• WHAT IS REQUIRED:
Scan the lines below for the string "React" and report how many lines contain it, giving only the number.

........

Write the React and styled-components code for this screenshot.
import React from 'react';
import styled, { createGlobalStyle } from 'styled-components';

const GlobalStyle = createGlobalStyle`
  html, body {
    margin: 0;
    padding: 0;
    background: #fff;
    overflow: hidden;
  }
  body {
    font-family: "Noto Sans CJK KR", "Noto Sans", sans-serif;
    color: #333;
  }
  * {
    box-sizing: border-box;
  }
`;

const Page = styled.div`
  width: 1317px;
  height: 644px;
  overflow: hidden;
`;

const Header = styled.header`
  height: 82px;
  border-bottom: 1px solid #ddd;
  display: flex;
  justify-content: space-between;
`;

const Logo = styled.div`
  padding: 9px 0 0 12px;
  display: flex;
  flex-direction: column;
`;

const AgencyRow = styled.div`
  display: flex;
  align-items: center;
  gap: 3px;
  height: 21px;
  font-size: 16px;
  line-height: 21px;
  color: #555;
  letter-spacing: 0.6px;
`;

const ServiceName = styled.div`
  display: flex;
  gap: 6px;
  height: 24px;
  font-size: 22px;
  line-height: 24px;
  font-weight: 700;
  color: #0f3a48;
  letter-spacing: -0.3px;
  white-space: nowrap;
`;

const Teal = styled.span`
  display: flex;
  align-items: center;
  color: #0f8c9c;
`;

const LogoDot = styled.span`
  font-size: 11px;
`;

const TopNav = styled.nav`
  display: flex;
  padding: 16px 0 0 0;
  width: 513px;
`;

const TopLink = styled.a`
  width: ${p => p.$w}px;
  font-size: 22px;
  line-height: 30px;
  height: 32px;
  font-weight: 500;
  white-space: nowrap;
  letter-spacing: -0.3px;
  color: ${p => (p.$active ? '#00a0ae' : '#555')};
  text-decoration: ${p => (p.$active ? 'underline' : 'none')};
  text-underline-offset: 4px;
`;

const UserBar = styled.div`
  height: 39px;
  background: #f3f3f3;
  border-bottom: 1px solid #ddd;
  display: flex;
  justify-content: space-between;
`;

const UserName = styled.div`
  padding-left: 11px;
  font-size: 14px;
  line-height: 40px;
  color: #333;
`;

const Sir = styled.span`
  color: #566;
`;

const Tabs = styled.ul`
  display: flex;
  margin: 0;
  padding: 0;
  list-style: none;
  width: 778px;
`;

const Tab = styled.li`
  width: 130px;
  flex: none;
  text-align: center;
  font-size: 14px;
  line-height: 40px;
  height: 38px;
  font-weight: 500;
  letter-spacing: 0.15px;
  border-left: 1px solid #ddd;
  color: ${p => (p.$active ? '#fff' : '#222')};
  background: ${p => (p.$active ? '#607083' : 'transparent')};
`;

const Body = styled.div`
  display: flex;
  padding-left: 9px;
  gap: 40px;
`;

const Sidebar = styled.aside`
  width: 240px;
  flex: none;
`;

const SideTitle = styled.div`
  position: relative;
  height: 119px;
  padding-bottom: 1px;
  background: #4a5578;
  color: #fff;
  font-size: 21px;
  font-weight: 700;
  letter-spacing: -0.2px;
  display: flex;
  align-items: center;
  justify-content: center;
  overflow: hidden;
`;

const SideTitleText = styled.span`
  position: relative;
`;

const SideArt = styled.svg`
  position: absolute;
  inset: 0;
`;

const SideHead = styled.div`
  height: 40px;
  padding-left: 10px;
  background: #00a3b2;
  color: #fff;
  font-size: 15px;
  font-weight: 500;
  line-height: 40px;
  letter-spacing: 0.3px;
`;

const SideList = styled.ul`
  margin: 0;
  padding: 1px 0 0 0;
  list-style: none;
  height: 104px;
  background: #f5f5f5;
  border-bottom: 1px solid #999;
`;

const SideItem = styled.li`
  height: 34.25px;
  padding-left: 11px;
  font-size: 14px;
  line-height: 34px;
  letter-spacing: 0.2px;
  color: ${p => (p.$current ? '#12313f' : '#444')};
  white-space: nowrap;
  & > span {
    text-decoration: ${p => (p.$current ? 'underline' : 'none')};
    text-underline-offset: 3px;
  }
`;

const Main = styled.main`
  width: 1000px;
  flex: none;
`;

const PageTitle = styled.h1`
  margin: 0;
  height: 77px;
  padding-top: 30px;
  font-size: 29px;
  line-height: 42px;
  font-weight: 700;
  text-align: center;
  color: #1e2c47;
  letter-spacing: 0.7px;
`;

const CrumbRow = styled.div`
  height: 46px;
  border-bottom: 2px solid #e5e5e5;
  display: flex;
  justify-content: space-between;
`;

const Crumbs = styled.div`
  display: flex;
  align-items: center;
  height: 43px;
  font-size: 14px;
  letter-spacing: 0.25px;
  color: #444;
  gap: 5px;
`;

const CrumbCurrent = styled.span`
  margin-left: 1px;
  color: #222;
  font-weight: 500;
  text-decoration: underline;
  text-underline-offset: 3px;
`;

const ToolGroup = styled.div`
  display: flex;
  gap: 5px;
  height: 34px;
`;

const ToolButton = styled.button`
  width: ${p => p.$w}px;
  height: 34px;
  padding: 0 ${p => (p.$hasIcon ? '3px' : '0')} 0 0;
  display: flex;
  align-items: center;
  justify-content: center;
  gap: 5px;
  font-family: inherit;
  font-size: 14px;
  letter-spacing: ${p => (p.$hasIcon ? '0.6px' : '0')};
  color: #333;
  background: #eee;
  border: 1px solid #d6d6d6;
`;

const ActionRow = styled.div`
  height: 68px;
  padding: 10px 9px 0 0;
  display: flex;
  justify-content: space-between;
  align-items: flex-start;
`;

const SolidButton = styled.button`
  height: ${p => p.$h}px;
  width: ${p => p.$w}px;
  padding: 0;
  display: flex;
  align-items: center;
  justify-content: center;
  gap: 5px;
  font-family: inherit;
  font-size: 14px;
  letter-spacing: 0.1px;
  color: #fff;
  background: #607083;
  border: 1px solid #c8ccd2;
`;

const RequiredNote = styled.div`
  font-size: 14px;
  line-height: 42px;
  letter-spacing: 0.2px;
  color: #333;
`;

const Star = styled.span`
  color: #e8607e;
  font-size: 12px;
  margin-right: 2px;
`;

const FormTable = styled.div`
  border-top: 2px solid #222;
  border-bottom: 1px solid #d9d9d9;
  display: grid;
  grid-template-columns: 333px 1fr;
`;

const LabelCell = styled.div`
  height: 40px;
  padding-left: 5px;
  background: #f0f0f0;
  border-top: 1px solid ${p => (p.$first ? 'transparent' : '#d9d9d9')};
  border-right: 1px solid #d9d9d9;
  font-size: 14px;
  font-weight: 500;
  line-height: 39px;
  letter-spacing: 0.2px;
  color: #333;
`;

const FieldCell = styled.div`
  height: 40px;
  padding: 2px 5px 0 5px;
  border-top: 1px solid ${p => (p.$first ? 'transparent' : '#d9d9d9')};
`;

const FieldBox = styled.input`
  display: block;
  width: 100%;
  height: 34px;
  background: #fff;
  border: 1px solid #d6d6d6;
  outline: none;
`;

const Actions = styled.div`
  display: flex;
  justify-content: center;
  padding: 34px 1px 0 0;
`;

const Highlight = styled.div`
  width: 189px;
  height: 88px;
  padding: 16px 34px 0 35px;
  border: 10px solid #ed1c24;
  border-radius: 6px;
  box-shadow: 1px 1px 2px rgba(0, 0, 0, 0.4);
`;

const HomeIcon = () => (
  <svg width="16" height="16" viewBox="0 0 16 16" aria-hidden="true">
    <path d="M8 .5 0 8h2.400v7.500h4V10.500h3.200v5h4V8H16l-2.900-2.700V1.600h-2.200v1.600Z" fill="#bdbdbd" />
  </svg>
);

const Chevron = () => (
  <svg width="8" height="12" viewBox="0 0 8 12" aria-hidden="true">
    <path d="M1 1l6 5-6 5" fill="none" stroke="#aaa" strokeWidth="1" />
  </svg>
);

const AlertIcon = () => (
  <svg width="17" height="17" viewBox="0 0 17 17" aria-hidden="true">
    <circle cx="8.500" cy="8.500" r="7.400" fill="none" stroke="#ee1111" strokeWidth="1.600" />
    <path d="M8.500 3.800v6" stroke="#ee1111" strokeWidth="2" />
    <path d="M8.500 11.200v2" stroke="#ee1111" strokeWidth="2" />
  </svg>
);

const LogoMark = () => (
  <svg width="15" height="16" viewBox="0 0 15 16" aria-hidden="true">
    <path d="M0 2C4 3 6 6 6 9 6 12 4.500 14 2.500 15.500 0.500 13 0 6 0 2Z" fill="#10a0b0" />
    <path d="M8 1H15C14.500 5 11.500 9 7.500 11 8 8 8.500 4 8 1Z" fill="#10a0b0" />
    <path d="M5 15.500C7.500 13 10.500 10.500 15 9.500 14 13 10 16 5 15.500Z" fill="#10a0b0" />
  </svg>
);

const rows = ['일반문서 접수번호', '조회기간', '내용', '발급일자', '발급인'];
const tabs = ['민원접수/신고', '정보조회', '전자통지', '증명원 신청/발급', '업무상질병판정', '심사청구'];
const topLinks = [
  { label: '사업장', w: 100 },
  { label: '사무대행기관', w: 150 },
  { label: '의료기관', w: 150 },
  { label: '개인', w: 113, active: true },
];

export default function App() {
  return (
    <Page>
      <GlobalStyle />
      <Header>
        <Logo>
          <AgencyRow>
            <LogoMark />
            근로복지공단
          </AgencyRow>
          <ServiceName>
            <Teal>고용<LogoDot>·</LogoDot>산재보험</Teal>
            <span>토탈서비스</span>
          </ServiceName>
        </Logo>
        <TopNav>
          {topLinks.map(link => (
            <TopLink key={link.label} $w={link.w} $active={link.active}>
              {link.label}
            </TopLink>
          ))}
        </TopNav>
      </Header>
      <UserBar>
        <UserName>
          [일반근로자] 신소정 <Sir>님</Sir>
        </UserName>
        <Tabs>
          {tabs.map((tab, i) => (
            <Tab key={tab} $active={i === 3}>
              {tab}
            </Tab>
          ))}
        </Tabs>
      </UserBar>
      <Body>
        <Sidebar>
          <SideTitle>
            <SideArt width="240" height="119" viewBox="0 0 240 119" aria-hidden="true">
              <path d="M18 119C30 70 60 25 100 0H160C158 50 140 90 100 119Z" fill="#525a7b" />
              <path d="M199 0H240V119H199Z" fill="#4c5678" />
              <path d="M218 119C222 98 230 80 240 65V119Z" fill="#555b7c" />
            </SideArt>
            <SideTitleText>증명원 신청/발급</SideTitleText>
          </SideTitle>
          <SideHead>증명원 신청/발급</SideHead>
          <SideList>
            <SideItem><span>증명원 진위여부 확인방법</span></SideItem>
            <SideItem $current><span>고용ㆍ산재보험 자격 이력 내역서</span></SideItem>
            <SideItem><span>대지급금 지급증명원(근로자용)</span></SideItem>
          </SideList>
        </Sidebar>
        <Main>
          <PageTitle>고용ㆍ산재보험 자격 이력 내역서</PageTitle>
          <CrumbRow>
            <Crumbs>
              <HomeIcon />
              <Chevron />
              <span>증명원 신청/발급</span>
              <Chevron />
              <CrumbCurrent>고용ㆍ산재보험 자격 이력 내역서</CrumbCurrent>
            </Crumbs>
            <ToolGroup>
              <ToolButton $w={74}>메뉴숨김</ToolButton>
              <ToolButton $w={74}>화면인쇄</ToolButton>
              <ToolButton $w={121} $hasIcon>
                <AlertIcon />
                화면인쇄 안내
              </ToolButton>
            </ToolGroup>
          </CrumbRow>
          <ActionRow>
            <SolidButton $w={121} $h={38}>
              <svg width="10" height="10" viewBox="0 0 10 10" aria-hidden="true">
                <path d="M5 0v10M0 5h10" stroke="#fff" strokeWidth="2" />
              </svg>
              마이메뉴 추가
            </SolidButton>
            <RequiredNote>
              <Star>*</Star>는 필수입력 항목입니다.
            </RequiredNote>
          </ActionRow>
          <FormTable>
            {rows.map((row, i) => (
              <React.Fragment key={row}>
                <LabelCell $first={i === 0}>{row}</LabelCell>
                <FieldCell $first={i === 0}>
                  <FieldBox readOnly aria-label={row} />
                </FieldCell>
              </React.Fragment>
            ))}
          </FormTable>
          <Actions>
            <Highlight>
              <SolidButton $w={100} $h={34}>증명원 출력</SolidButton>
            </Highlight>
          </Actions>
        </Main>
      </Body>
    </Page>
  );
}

........

• EXPECTED ANSWER:
4